>> Start RECORD LIST

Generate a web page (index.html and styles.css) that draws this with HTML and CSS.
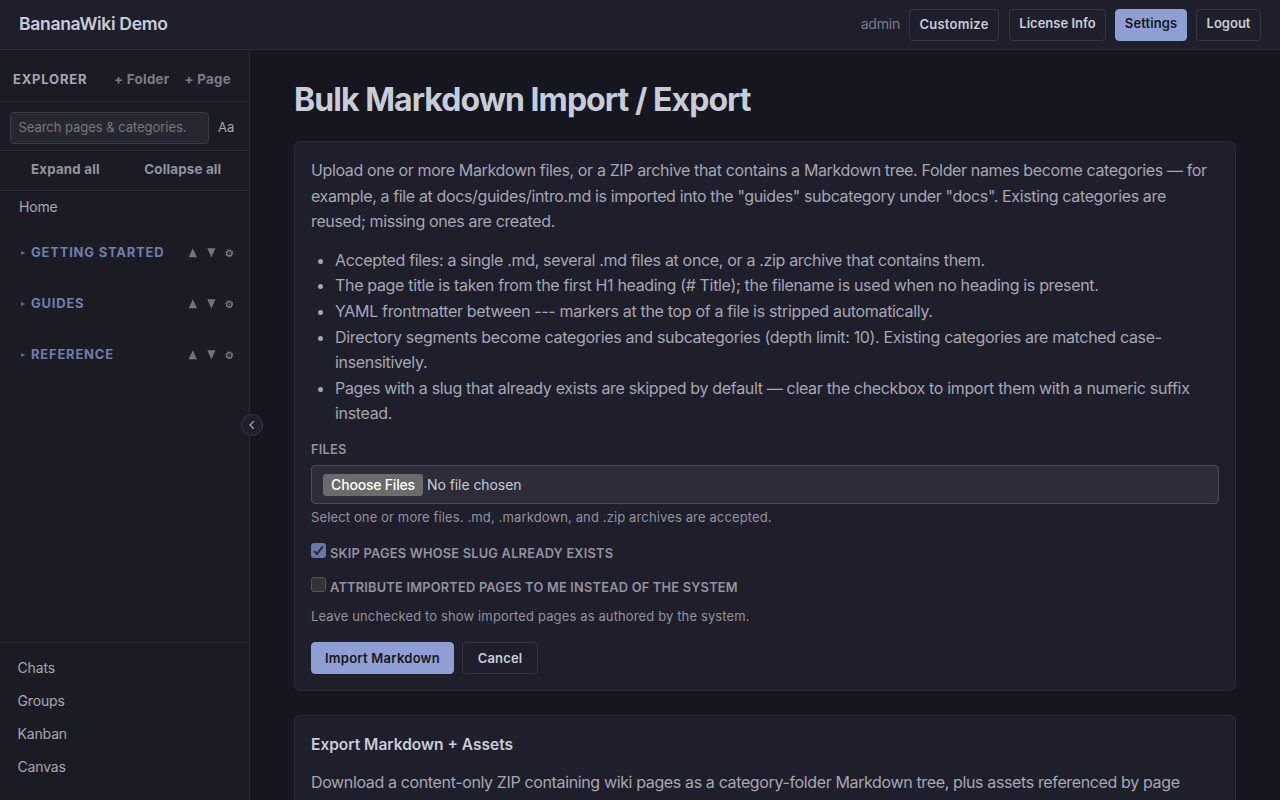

>> End RECORD LIST
>> Start RECORD LIST

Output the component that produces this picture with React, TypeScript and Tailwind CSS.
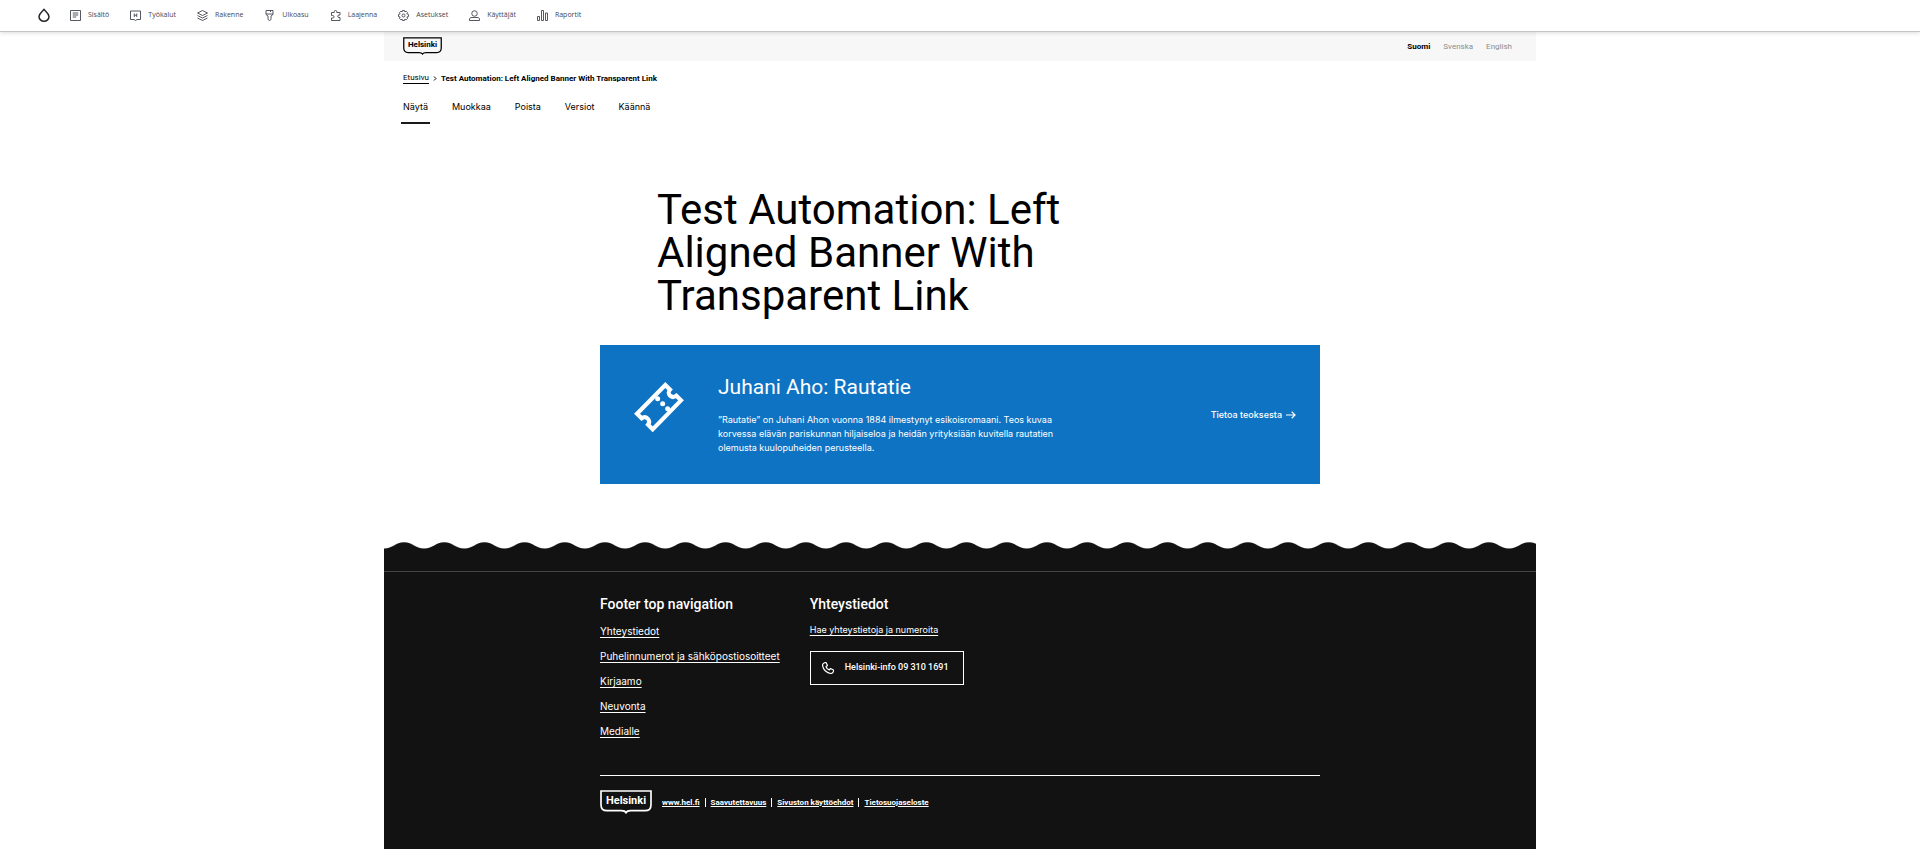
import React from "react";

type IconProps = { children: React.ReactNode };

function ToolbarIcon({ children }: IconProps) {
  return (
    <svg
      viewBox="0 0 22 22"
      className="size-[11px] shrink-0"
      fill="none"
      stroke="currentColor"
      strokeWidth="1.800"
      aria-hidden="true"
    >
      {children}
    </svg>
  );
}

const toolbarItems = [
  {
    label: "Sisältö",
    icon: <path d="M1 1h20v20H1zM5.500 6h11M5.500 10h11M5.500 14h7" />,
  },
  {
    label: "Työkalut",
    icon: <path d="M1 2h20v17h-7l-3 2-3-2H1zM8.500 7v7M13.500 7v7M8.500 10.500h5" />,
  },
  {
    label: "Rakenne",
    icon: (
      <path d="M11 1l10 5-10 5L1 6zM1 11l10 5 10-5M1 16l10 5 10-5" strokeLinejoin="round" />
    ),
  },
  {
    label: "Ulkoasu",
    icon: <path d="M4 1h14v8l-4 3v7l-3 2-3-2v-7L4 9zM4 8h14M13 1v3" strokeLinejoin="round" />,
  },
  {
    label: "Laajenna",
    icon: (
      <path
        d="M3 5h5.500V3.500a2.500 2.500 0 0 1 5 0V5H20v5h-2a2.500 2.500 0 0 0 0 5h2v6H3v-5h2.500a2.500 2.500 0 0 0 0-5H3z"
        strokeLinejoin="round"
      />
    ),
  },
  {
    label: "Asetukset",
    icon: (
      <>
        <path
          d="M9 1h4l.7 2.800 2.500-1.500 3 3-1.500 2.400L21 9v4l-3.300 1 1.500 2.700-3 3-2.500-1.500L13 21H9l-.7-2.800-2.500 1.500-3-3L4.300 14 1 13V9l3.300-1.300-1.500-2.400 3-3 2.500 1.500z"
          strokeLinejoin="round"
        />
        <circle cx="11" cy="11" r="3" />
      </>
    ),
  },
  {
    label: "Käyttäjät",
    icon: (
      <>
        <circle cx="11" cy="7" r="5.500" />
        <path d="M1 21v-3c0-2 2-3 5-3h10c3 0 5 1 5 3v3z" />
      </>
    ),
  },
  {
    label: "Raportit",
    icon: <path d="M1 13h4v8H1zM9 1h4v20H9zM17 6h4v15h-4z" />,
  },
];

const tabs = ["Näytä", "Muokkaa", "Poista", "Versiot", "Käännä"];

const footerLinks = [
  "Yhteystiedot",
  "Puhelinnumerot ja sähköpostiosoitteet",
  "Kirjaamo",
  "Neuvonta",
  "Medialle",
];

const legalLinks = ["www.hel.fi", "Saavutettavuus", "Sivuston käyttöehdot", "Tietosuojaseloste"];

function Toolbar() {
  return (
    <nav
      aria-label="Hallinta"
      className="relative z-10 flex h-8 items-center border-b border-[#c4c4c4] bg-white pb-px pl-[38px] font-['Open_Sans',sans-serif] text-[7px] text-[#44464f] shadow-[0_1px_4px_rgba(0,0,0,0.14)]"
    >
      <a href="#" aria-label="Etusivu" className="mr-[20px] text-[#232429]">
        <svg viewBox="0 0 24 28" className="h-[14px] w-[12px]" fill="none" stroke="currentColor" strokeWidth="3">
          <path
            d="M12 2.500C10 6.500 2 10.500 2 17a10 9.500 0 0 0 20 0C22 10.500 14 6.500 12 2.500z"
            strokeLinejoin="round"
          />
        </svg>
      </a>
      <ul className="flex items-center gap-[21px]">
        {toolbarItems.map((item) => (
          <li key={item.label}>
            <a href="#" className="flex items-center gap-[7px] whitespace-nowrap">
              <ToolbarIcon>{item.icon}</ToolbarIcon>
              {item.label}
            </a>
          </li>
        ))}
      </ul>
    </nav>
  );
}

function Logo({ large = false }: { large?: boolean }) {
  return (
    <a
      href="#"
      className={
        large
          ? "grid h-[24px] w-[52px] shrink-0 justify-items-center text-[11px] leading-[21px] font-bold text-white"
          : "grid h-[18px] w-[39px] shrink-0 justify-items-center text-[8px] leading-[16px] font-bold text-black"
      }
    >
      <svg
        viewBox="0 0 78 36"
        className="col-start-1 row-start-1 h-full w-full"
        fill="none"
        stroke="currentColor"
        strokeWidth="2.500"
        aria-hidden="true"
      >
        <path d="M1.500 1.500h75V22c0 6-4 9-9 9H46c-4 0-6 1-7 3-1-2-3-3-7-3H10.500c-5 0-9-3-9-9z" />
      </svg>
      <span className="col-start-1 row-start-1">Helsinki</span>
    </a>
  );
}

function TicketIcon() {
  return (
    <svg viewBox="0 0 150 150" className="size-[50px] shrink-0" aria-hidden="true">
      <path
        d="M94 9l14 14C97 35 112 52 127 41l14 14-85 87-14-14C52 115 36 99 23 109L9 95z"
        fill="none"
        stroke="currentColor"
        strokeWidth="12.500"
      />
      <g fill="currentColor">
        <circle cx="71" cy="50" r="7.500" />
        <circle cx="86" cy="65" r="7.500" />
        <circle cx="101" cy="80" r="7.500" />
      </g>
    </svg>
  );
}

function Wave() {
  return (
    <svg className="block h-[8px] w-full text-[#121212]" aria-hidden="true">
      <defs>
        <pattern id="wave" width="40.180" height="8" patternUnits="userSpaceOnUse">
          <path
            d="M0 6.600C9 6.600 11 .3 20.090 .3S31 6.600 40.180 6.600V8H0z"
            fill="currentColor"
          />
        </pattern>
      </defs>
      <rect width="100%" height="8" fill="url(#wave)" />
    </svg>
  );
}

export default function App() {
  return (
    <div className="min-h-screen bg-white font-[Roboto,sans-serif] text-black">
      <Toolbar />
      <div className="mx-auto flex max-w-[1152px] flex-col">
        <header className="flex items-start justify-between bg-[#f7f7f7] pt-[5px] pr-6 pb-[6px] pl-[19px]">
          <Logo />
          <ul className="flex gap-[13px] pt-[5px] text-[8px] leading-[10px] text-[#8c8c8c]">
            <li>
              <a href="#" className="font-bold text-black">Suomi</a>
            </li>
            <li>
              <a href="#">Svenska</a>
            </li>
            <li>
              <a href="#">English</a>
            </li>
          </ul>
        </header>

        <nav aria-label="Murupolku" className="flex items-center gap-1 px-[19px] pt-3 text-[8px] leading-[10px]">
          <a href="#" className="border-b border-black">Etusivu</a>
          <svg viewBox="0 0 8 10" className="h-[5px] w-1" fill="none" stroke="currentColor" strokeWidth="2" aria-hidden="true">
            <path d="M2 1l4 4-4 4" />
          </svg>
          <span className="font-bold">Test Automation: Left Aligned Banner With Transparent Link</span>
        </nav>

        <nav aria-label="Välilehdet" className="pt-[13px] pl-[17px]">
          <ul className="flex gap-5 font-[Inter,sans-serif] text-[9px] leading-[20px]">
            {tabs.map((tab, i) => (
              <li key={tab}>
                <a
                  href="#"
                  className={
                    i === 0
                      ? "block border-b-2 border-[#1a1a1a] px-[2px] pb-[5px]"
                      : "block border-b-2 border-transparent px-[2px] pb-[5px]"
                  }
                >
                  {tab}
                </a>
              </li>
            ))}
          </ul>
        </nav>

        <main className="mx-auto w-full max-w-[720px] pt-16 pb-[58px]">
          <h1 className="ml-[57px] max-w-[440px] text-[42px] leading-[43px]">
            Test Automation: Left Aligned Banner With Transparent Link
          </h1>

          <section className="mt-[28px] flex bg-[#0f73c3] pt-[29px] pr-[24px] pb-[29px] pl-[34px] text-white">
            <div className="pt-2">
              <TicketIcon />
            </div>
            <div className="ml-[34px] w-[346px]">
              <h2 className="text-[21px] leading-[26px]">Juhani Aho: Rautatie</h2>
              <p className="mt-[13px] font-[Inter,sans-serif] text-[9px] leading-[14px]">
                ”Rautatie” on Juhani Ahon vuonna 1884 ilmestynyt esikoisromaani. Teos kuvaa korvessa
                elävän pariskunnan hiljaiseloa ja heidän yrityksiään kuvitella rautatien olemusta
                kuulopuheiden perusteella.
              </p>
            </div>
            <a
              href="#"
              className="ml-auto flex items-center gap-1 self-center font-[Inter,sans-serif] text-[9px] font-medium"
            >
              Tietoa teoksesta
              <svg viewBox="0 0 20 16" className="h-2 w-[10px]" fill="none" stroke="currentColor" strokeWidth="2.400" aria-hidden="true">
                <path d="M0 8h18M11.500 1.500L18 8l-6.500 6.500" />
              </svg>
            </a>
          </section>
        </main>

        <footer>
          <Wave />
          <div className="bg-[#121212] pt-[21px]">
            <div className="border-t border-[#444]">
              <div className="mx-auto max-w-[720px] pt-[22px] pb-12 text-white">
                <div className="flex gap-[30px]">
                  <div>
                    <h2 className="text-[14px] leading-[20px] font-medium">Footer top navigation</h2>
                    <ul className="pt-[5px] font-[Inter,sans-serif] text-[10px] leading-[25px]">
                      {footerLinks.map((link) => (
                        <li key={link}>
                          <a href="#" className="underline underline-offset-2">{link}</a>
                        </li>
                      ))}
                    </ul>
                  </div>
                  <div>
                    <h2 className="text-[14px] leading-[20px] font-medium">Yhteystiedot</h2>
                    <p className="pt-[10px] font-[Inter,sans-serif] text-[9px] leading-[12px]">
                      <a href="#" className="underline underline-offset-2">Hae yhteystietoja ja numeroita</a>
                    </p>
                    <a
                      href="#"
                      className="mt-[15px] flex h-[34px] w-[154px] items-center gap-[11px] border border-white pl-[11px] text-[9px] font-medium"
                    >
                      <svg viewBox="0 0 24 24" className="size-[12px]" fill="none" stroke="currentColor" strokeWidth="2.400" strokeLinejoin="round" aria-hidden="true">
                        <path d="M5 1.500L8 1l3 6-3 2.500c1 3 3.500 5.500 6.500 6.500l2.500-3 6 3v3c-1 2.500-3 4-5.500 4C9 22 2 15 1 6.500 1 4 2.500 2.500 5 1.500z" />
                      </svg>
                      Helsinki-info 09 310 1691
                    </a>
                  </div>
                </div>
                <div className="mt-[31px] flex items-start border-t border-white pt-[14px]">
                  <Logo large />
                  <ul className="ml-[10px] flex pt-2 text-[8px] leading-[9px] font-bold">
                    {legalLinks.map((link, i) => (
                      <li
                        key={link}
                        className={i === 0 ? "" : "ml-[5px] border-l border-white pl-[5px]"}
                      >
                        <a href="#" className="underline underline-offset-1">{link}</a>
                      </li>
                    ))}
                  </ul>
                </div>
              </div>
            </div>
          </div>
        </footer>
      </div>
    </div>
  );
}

>> End RECORD LIST

• EXERCISE DESCRIPTION: From the entries above, copy out every line where the string "that" appears.

• ANSWER TO THIS PROBLEM:
Generate a web page (index.html and styles.css) that draws this with HTML and CSS.
Output the component that produces this picture with React, TypeScript and Tailwind CSS.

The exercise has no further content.